Client approvals are often the longest item on the project schedule: longer than any design phase, longer than permit review, sometimes longer than the construction itself if you're unlucky.
And the frustrating part is that they don't have to be. Slow approvals are almost never because clients are bad at making decisions. They're slow because the approval process is poorly structured, and the client doesn't have what they need to say yes quickly.
What changes this:
The Actual Reason Approvals Take So Long
Before fixing the process, it helps to understand what's actually causing the delay.
Unclear what's being decided. "Review the DD set and let us know your thoughts" is not an approval request. It's an invitation for a conversation. Clients who receive a 200-sheet drawing set without a specific list of decisions to make will either ignore it, ask for a meeting to discuss everything, or respond with a wide-ranging set of comments that reopens settled questions.
Too much information, not enough clarity. Design teams often send clients everything — full drawing sets, complete specifications, consultant drawings, code analysis. The client needs to find, within all of that, the specific things they're supposed to approve. Most won't.
No deadline. "Let us know when you've had a chance to review" gets deprioritized indefinitely. The client has their own deadlines. If there's no explicit deadline for the approval, and the consequence of missing it isn't clear, it waits.
Multiple approvers without a single point of contact. On projects with institutional clients, developers, corporate clients, government entities. The "client" is actually a group of stakeholders with different roles and different authorities. If the approval process requires consensus from people who don't have a shared decision-making protocol, it will take a long time.
The Approval Package
The single highest-leverage change most firms can make is how they frame approval requests.
Instead of sending the full deliverable and asking for approval, send an approval package. A curated document that contains:
- A summary of what's being approved (two to three sentences)
- The specific decisions the client needs to make
- The key drawings or images relevant to those decisions (not the full set)
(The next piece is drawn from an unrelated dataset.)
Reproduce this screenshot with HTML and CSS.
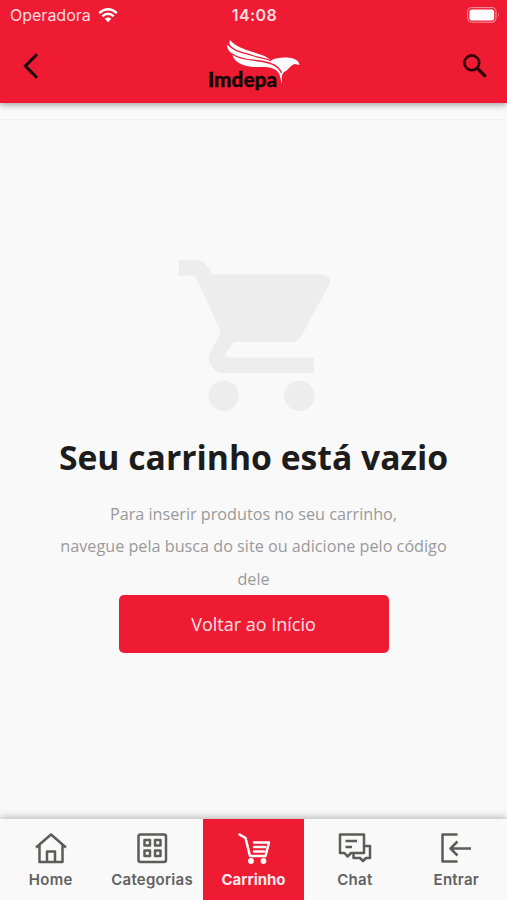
FILE: index.html
```html
<!DOCTYPE html>
<html lang="pt">
<head>
    <meta charset="UTF-8">
    <meta name="viewport" content="width=device-width, initial-scale=1.0">
    <title>Imdepa - Carrinho</title>
    <link rel="stylesheet" href="styles.css">
</head>
<body>

    <header class="topo">
        <div class="status">
            <div class="operadora">
                <span>Operadora</span>
                <svg class="wifi" viewBox="0 0 20 15">
                    <path d="M1.2 5.1Q10-2.5 18.8 5.1M4.3 8.2Q10 3.3 15.7 8.2" fill="none" stroke="#fff" stroke-width="2.5"/>
                    <path d="M6.7 10.8Q10 8.2 13.3 10.8L10 14.2Z" fill="#fff"/>
                </svg>
            </div>
            <span class="hora">14:08</span>
            <svg class="bateria" viewBox="0 0 33 16">
                <rect x=".6" y=".6" width="28.4" height="14.6" rx="4" fill="none" stroke="#ff9aa5"/>
                <rect x="2.4" y="2.6" width="24.8" height="10.8" rx="2.5" fill="#fff"/>
                <path d="M31 5.4Q32.6 8 31 10.4Z" fill="#ff9aa5"/>
            </svg>
        </div>
        <div class="barra">
            <svg class="voltar" viewBox="0 0 16 28"><path d="M14 2.2L2.4 14 14 25.8" fill="none" stroke="#170608" stroke-width="3"/></svg>
            <svg class="logo" viewBox="205 38 98 56">
                <path d="M229 40C233 45 239 47.500 247 50.500C255 53.500 264 54.500 270 60.500C276 57 286 57 292 58.500C295.500 59.500 298 61.500 298.500 65L293.500 64C289 65.500 287.500 70 284 71.500C281 73 280.500 76 281 84C279 79 280 73 274 69.500C267 65 256 68.500 246 66C238 64 232 60 231.500 54.500L235 56C229.500 53 226 50 226 44.500L230 47.500C228.500 45 228 42.500 229 40Z" fill="#fff"/>
                <g class="penas">
                    <path d="M227 44C233 52 243 52.500 253 56C261 58.500 266 58.500 270 61"/>
                    <path d="M231 54C240 60 249 59.500 259 61C270 62.500 278 66 280.500 73"/>
                </g>
                <text x="207" y="86.500" textLength="69" lengthAdjust="spacingAndGlyphs" class="marca">Imdepa</text>
            </svg>
            <svg class="lupa" viewBox="0 0 24 24">
                <circle cx="8.800" cy="8.800" r="7.400" fill="none" stroke="#300008" stroke-width="2.600"/>
                <path d="M14 14L22.700 22.700" stroke="#300008" stroke-width="3.200"/>
            </svg>
        </div>
    </header>

    <main class="vazio">
        <svg class="carrinho-vazio" viewBox="179 260 152 151" fill="#ededed">
            <path d="M179 260H196Q206 260 212 274.500H322Q332 276 329.500 284L305 329Q300 342 292 342H234L225 354Q225 357.500 229 357.500H314V373H221Q217 373 214 369L210 364Q208 361 209 355L220 334V330L195 275.500H179Z"/>
            <circle cx="223.700" cy="395.800" r="15.200"/>
            <circle cx="299.300" cy="395.800" r="15.200"/>
        </svg>
        <h1>Seu carrinho está vazio</h1>
        <p>Para inserir produtos no seu carrinho,<br>navegue pela busca do site ou adicione pelo código<br>dele</p>
        <button class="botao">Voltar ao Início</button>
    </main>

    <nav class="menu">
        <a class="item">
            <svg viewBox="0 0 34 32"><path d="M2 15.500L17 2.500 32 15.500M5.500 13V30H28.500V13M13 30V19.500H21V30" /></svg>
            <span>Home</span>
        </a>
        <a class="item">
            <svg viewBox="0 0 34 32"><rect x="3.500" y="2.500" width="27.500" height="27.500" rx="2"/><path d="M9.500 8H15V13.500H9.500ZM20 8H25.500V13.500H20ZM9.500 18.500H15V24H9.500ZM20 18.500H25.500V24H20Z"/></svg>
            <span>Categorias</span>
        </a>
        <a class="item ativo">
            <svg viewBox="0 0 34 32"><path d="M3.500 2.500L9.500 6 14 24H29.500L33 10.500H18M18 15H29M18 19.500H28"/><g fill="#fff" stroke="none"><circle cx="15" cy="29" r="2.900"/><circle cx="27.500" cy="29" r="2.900"/></g></svg>
            <span>Carrinho</span>
        </a>
        <a class="item">
            <svg viewBox="0 0 34 32"><path d="M2 2.500H26V21H13L9.500 24.500 6.500 21H2ZM7.500 9H19M7.500 15H14M26 14H32V26H28L25 29 22 26H15.500V21"/></svg>
            <span>Chat</span>
        </a>
        <a class="item">
            <svg viewBox="0 0 34 32"><path d="M18.500 2.500H3.500V29.500H18.500M32 16.500H11.500M18.500 9.500L11.500 16.500 18.500 23.500"/></svg>
            <span>Entrar</span>
        </a>
    </nav>

</body>
</html>
```
FILE: styles.css
```css
* {
    box-sizing: border-box;
}

body {
    margin: 0;
    height: 900px;
    display: flex;
    flex-direction: column;
    background-color: #f9f9f9;
    font-family: 'Open Sans', sans-serif;
    overflow: hidden;
}

svg {
    display: block;
    flex: none;
}

.topo {
    height: 103px;
    background-color: #ee1b32;
    box-shadow: 0 2px 6px rgba(0, 0, 0, 0.35);
}

.status {
    height: 30px;
    padding: 0 8px 0 10px;
    display: grid;
    grid-template-columns: 1fr auto 1fr;
    align-items: center;
    color: #ffdce0;
    font-family: Inter, sans-serif;
    font-size: 16px;
}

.operadora {
    display: flex;
    align-items: center;
    gap: 7px;
}

.wifi {
    width: 20px;
    height: 15px;
}

.hora {
    font-weight: 600;
    letter-spacing: 0.4px;
}

.bateria {
    width: 33px;
    height: 16px;
    justify-self: end;
    margin-right: -1px;
    margin-top: -1px;
}

.barra {
    height: 73px;
    padding: 0 20px 0 23px;
    display: grid;
    grid-template-columns: 1fr auto 1fr;
    align-items: center;
}

.voltar {
    width: 16px;
    height: 28px;
    margin-top: -2px;
}

.logo {
    width: 98px;
    height: 56px;
    margin-top: -1px;
    margin-left: -1px;
}

.penas {
    fill: none;
    stroke: #ee1b32;
    stroke-width: 1.3px;
}

.marca {
    font: 900 20px Lato, sans-serif;
    fill: #120407;
    stroke: #120407;
    stroke-width: 0.3px;
}

.lupa {
    width: 24px;
    height: 24px;
    justify-self: end;
    margin-top: -2px;
}

.vazio {
    flex: 1;
    margin-top: 16px;
    border-top: 1px solid #f0f0f0;
    display: flex;
    flex-direction: column;
    align-items: center;
    padding-top: 140px;
    text-align: center;
}

.carrinho-vazio {
    width: 152px;
    height: 151px;
    margin-left: 2px;
}

h1 {
    margin: 22px 0 0;
    font-size: 33.7px;
    line-height: 48px;
    color: #1c1c1c;
    white-space: nowrap;
}

p {
    margin: 17px 0 0;
    font-size: 16.2px;
    line-height: 32.4px;
    color: #999;
    white-space: nowrap;
}

.botao {
    width: 270px;
    height: 58px;
    margin: 0;
    padding: 0;
    border: 0;
    border-radius: 5px;
    background-color: #ee1b32;
    color: #ffe3e6;
    font-family: 'Open Sans', sans-serif;
    font-size: 18px;
}

.menu {
    height: 81px;
    display: grid;
    grid-template-columns: repeat(5, 1fr);
    background-color: #f9f9f9;
    box-shadow: 0 -2px 7px rgba(0, 0, 0, 0.25);
}

.item {
    display: flex;
    flex-direction: column;
    align-items: center;
    padding-top: 13px;
    color: #616161;
    font: 600 15px/20px Inter, sans-serif;
    letter-spacing: 0.25px;
}

.item svg {
    width: 34px;
    height: 32px;
    margin-bottom: 6px;
    fill: none;
    stroke: #5c5c59;
    stroke-width: 2.5;
    stroke-linejoin: round;
}

.ativo {
    background-color: #ee1b32;
    color: #ffe9eb;
    font-weight: 700;
    letter-spacing: 0;
}

.ativo svg {
    stroke: #fff;
    stroke-linecap: round;
}
```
- The deadline for approval and what happens if it's missed
- Where to send questions or comments
This package is not a replacement for the full deliverable, the full set is available separately, for those who want to review it in detail. The package is an executive summary designed to enable a decision.
For a principal or developer who's managing five active projects, a two-page approval package that tells them exactly what they're deciding is far more likely to get a timely response than a 200-sheet set with no cover note.
Make the Decision Clear and Binary
Every approval request should come with a clear, specific question. Not "let us know your thoughts": a specific thing the client is being asked to confirm.
Examples:
- "We're requesting approval of the SD exterior massing option shown on sheets A-100 through A-103. Please confirm by [date] so we can proceed to DD."
- "The decision required here is the exterior cladding material: fiber cement panel (Option A) or metal panel (Option B). Please confirm your selection by [date]."
Binary choices are faster than open-ended reviews. When you present two options with a clear recommendation, the client's cognitive load is: do I agree with the recommendation or not? That's a much simpler decision than: what do I think about all of this?
Set and Communicate the Schedule Dependency
Clients who don't understand that their approval is on the critical path will not prioritize it the way the schedule requires.
Every approval request should include a clear statement of the schedule dependency: "We need your approval by [date] in order to begin DD on [date] and maintain our target construction start of [date]. A one-week delay in approval will shift the construction start by one week."
This isn't pressure — it's information. Clients who understand the stakes are more likely to make the approval a priority.
Establish a Single Client Point of Contact
For clients with multiple stakeholders, one of the most valuable things you can do at project kickoff is establish who has final approval authority and who the design team communicates with.
This doesn't mean excluding other stakeholders from the process. It means having a clear protocol: the design team communicates with the primary contact, who is responsible for gathering internal input and delivering a consolidated response.
Without this, approval requests generate an internal discussion within the client's organization that you have no visibility into and no ability to accelerate. With it, you have a single relationship to manage and a single person accountable for the response.
Follow Up Once, Then Escalate
The standard follow-up sequence for an overdue approval:
- Send the approval request with a clear deadline
- If not received by the deadline, send one follow-up acknowledging that the deadline passed and asking for a revised timeline
- If still no response, escalate, either to a principal on your side reaching out to a principal on the client's side, or to a formal schedule impact notice if the delay is material
One follow-up is professional. Repeated chasing is a sign that the approval process isn't working and needs a different intervention, not more emails.